**** Data shown ****

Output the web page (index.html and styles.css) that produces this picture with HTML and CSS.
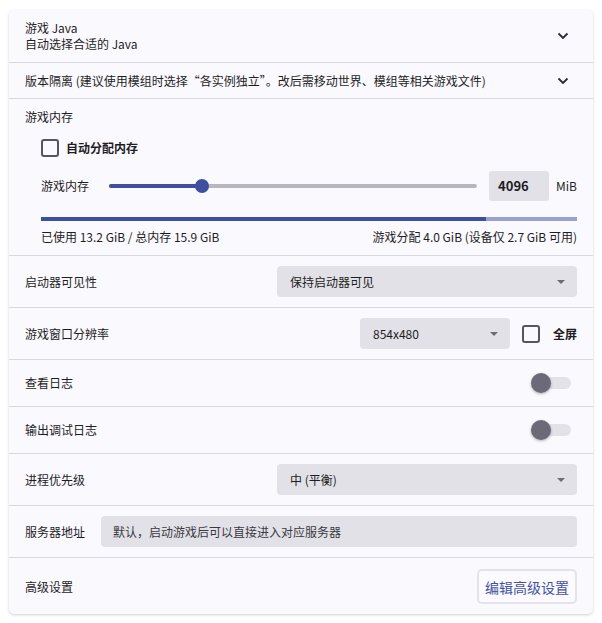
FILE: index.html
```html
<!DOCTYPE html>
<html lang="zh-CN">
<head>
    <meta charset="UTF-8">
    <meta name="viewport" content="width=device-width, initial-scale=1.0">
    <title>游戏设置</title>
    <link rel="stylesheet" href="styles.css">
</head>
<body>

<div class="card">
    <div class="row">
        <div class="stack">
            <span>游戏 Java</span>
            <span>自动选择合适的 Java</span>
        </div>
        <svg class="chevron" width="12" height="8" viewBox="0 0 12 8"><path d="M1.5 1.5 L6 6 L10.5 1.5" fill="none" stroke="#2a2933" stroke-width="1.8"/></svg>
    </div>

    <div class="row slim">
        <span>版本隔离 (建议使用模组时选择“各实例独立”。改后需移动世界、模组等相关游戏文件)</span>
        <svg class="chevron" width="12" height="8" viewBox="0 0 12 8"><path d="M1.5 1.5 L6 6 L10.5 1.5" fill="none" stroke="#2a2933" stroke-width="1.8"/></svg>
    </div>

    <div class="row memory">
        <span>游戏内存</span>
        <label class="check indent">
            <span class="box"></span>
            <b>自动分配内存</b>
        </label>
        <div class="slider-row indent">
            <span>游戏内存</span>
            <div class="slider">
                <div class="slider-fill" style="width: 25.4%"></div>
                <div class="slider-thumb" style="left: 25.4%"></div>
            </div>
            <div class="num">4096</div>
            <span class="unit">MiB</span>
        </div>
        <div class="usage indent">
            <div class="usage-fill" style="width: 83%"></div>
        </div>
        <div class="usage-text indent">
            <span>已使用 13.2 GiB / 总内存 15.9 GiB</span>
            <span>游戏分配 4.0 GiB (设备仅 2.7 GiB 可用)</span>
        </div>
    </div>

    <div class="row">
        <span>启动器可见性</span>
        <div class="select wide">
            <span>保持启动器可见</span>
            <span class="caret"></span>
        </div>
    </div>

    <div class="row">
        <span>游戏窗口分辨率</span>
        <div class="controls">
            <div class="select small">
                <span>854x480</span>
                <span class="caret"></span>
            </div>
            <label class="check">
                <span class="box"></span>
                <b>全屏</b>
            </label>
        </div>
    </div>

    <div class="row toggle-row">
        <span>查看日志</span>
        <div class="toggle"><span class="knob"></span></div>
    </div>

    <div class="row toggle-row">
        <span>输出调试日志</span>
        <div class="toggle"><span class="knob"></span></div>
    </div>

    <div class="row">
        <span>进程优先级</span>
        <div class="select wide">
            <span>中 (平衡)</span>
            <span class="caret"></span>
        </div>
    </div>

    <div class="row">
        <span class="nowrap">服务器地址</span>
        <div class="field">默认，启动游戏后可以直接进入对应服务器</div>
    </div>

    <div class="row last">
        <span>高级设置</span>
        <button class="btn">编辑高级设置</button>
    </div>
</div>

</body>
</html>
```

FILE: styles.css
```css
body { margin: 0; padding: 10px 9px; background: #ffffff; font-family: "Segoe UI", "Noto Sans CJK SC", "Noto Sans", sans-serif; font-size: 12px; line-height: 16px; color: #1e1d24; }
.card { background: #faf9fe; border-radius: 5px; box-shadow: 0 1px 3px rgba(0,0,0,0.18); overflow: hidden; }
.row { display: flex; align-items: center; justify-content: space-between; padding: 10px 16px; border-bottom: 1px solid #d9d7df; min-height: 16px; }
.row.slim { padding-bottom: 9px; }
.row.last { border-bottom: none; padding: 11px 16px 10px; }
.stack { display: flex; flex-direction: column; }
.chevron { margin-right: 8px; }
.nowrap { white-space: nowrap; margin-right: 16px; }

.memory { display: block; padding: 10px 16px 10px; }
.indent { margin-left: 16px; }
.check { display: flex; align-items: center; gap: 7px; }
.memory .check { margin-top: 14px; }
.box { width: 14px; height: 14px; border: 2px solid #55545f; border-radius: 3px; }
.check b { font-weight: bold; }

.slider-row { display: flex; align-items: center; margin-top: 14px; height: 30px; }
.slider { position: relative; flex: 1; height: 4px; background: #b9b7be; border-radius: 2px; margin: 0 12px 0 20px; }
.slider-fill { height: 4px; background: #3f4fa0; border-radius: 2px; }
.slider-thumb { position: absolute; top: -5px; width: 14px; height: 14px; margin-left: -7px; border-radius: 50%; background: #3f4fa0; }
.num { width: 60px; height: 30px; box-sizing: border-box; padding-left: 9px; display: flex; align-items: center; background: #e2e1e7; border-radius: 3px; font-weight: bold; font-size: 13px; }
.unit { margin-left: 7px; }

.usage { margin-top: 16px; height: 4px; background: #9aa1cf; }
.usage-fill { height: 4px; background: #3f4fa0; }
.usage-text { display: flex; justify-content: space-between; margin-top: 8px; }

.select { height: 31px; box-sizing: border-box; display: flex; align-items: center; justify-content: space-between; padding: 0 12px 0 13px; background: #e2e1e7; border-radius: 4px; }
.select.wide { width: 300px; }
.select.small { width: 150px; }
.caret { width: 0; height: 0; border-left: 4px solid transparent; border-right: 4px solid transparent; border-top: 4px solid #6d6c76; }
.controls { display: flex; align-items: center; gap: 12px; }
.controls .check { gap: 13px; }

.toggle-row { padding: 10px 16px; }
.toggle { position: relative; width: 38px; height: 12px; margin: 7px 6px 7px 0; background: #e3e2e8; border-radius: 6px; }
.knob { position: absolute; left: -2px; top: -4px; width: 20px; height: 20px; border-radius: 50%; background: #6c6a78; box-shadow: 0 1px 3px rgba(0,0,0,0.3); }

.field { flex: 1; height: 31px; box-sizing: border-box; display: flex; align-items: center; padding-left: 12px; background: #e2e1e7; border-radius: 4px; color: #3a3942; }

.btn { height: 35px; width: 100px; border: 2px solid #e4e3ea; border-radius: 5px; background: #fbfaff; color: #4452a0; font-family: inherit; font-size: 14px; padding: 0; }
```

****

- **Stated task**:
Reproduce the material word for word. Any pictures should be left out of the copy.

- **Task answer**:
Output the web page (index.html and styles.css) that produces this picture with HTML and CSS.
FILE: index.html
```html
<!DOCTYPE html>
<html lang="zh-CN">
<head>
    <meta charset="UTF-8">
    <meta name="viewport" content="width=device-width, initial-scale=1.0">
    <title>游戏设置</title>
    <link rel="stylesheet" href="styles.css">
</head>
<body>

<div class="card">
    <div class="row">
        <div class="stack">
            <span>游戏 Java</span>
            <span>自动选择合适的 Java</span>
        </div>
        <svg class="chevron" width="12" height="8" viewBox="0 0 12 8"><path d="M1.5 1.5 L6 6 L10.5 1.5" fill="none" stroke="#2a2933" stroke-width="1.8"/></svg>
    </div>

    <div class="row slim">
        <span>版本隔离 (建议使用模组时选择“各实例独立”。改后需移动世界、模组等相关游戏文件)</span>
        <svg class="chevron" width="12" height="8" viewBox="0 0 12 8"><path d="M1.5 1.5 L6 6 L10.5 1.5" fill="none" stroke="#2a2933" stroke-width="1.8"/></svg>
    </div>

    <div class="row memory">
        <span>游戏内存</span>
        <label class="check indent">
            <span class="box"></span>
            <b>自动分配内存</b>
        </label>
        <div class="slider-row indent">
            <span>游戏内存</span>
            <div class="slider">
                <div class="slider-fill" style="width: 25.4%"></div>
                <div class="slider-thumb" style="left: 25.4%"></div>
            </div>
            <div class="num">4096</div>
            <span class="unit">MiB</span>
        </div>
        <div class="usage indent">
            <div class="usage-fill" style="width: 83%"></div>
        </div>
        <div class="usage-text indent">
            <span>已使用 13.2 GiB / 总内存 15.9 GiB</span>
            <span>游戏分配 4.0 GiB (设备仅 2.7 GiB 可用)</span>
        </div>
    </div>

    <div class="row">
        <span>启动器可见性</span>
        <div class="select wide">
            <span>保持启动器可见</span>
            <span class="caret"></span>
        </div>
    </div>

    <div class="row">
        <span>游戏窗口分辨率</span>
        <div class="controls">
            <div class="select small">
                <span>854x480</span>
                <span class="caret"></span>
            </div>
            <label class="check">
                <span class="box"></span>
                <b>全屏</b>
            </label>
        </div>
    </div>

    <div class="row toggle-row">
        <span>查看日志</span>
        <div class="toggle"><span class="knob"></span></div>
    </div>

    <div class="row toggle-row">
        <span>输出调试日志</span>
        <div class="toggle"><span class="knob"></span></div>
    </div>

    <div class="row">
        <span>进程优先级</span>
        <div class="select wide">
            <span>中 (平衡)</span>
            <span class="caret"></span>
        </div>
    </div>

    <div class="row">
        <span class="nowrap">服务器地址</span>
        <div class="field">默认，启动游戏后可以直接进入对应服务器</div>
    </div>

    <div class="row last">
        <span>高级设置</span>
        <button class="btn">编辑高级设置</button>
    </div>
</div>

</body>
</html>
```

FILE: styles.css
```css
body { margin: 0; padding: 10px 9px; background: #ffffff; font-family: "Segoe UI", "Noto Sans CJK SC", "Noto Sans", sans-serif; font-size: 12px; line-height: 16px; color: #1e1d24; }
.card { background: #faf9fe; border-radius: 5px; box-shadow: 0 1px 3px rgba(0,0,0,0.18); overflow: hidden; }
.row { display: flex; align-items: center; justify-content: space-between; padding: 10px 16px; border-bottom: 1px solid #d9d7df; min-height: 16px; }
.row.slim { padding-bottom: 9px; }
.row.last { border-bottom: none; padding: 11px 16px 10px; }
.stack { display: flex; flex-direction: column; }
.chevron { margin-right: 8px; }
.nowrap { white-space: nowrap; margin-right: 16px; }

.memory { display: block; padding: 10px 16px 10px; }
.indent { margin-left: 16px; }
.check { display: flex; align-items: center; gap: 7px; }
.memory .check { margin-top: 14px; }
.box { width: 14px; height: 14px; border: 2px solid #55545f; border-radius: 3px; }
.check b { font-weight: bold; }

.slider-row { display: flex; align-items: center; margin-top: 14px; height: 30px; }
.slider { position: relative; flex: 1; height: 4px; background: #b9b7be; border-radius: 2px; margin: 0 12px 0 20px; }
.slider-fill { height: 4px; background: #3f4fa0; border-radius: 2px; }
.slider-thumb { position: absolute; top: -5px; width: 14px; height: 14px; margin-left: -7px; border-radius: 50%; background: #3f4fa0; }
.num { width: 60px; height: 30px; box-sizing: border-box; padding-left: 9px; display: flex; align-items: center; background: #e2e1e7; border-radius: 3px; font-weight: bold; font-size: 13px; }
.unit { margin-left: 7px; }

.usage { margin-top: 16px; height: 4px; background: #9aa1cf; }
.usage-fill { height: 4px; background: #3f4fa0; }
.usage-text { display: flex; justify-content: space-between; margin-top: 8px; }

.select { height: 31px; box-sizing: border-box; display: flex; align-items: center; justify-content: space-between; padding: 0 12px 0 13px; background: #e2e1e7; border-radius: 4px; }
.select.wide { width: 300px; }
.select.small { width: 150px; }
.caret { width: 0; height: 0; border-left: 4px solid transparent; border-right: 4px solid transparent; border-top: 4px solid #6d6c76; }
.controls { display: flex; align-items: center; gap: 12px; }
.controls .check { gap: 13px; }

.toggle-row { padding: 10px 16px; }
.toggle { position: relative; width: 38px; height: 12px; margin: 7px 6px 7px 0; background: #e3e2e8; border-radius: 6px; }
.knob { position: absolute; left: -2px; top: -4px; width: 20px; height: 20px; border-radius: 50%; background: #6c6a78; box-shadow: 0 1px 3px rgba(0,0,0,0.3); }

.field { flex: 1; height: 31px; box-sizing: border-box; display: flex; align-items: center; padding-left: 12px; background: #e2e1e7; border-radius: 4px; color: #3a3942; }

.btn { height: 35px; width: 100px; border: 2px solid #e4e3ea; border-radius: 5px; background: #fbfaff; color: #4452a0; font-family: inherit; font-size: 14px; padding: 0; }
```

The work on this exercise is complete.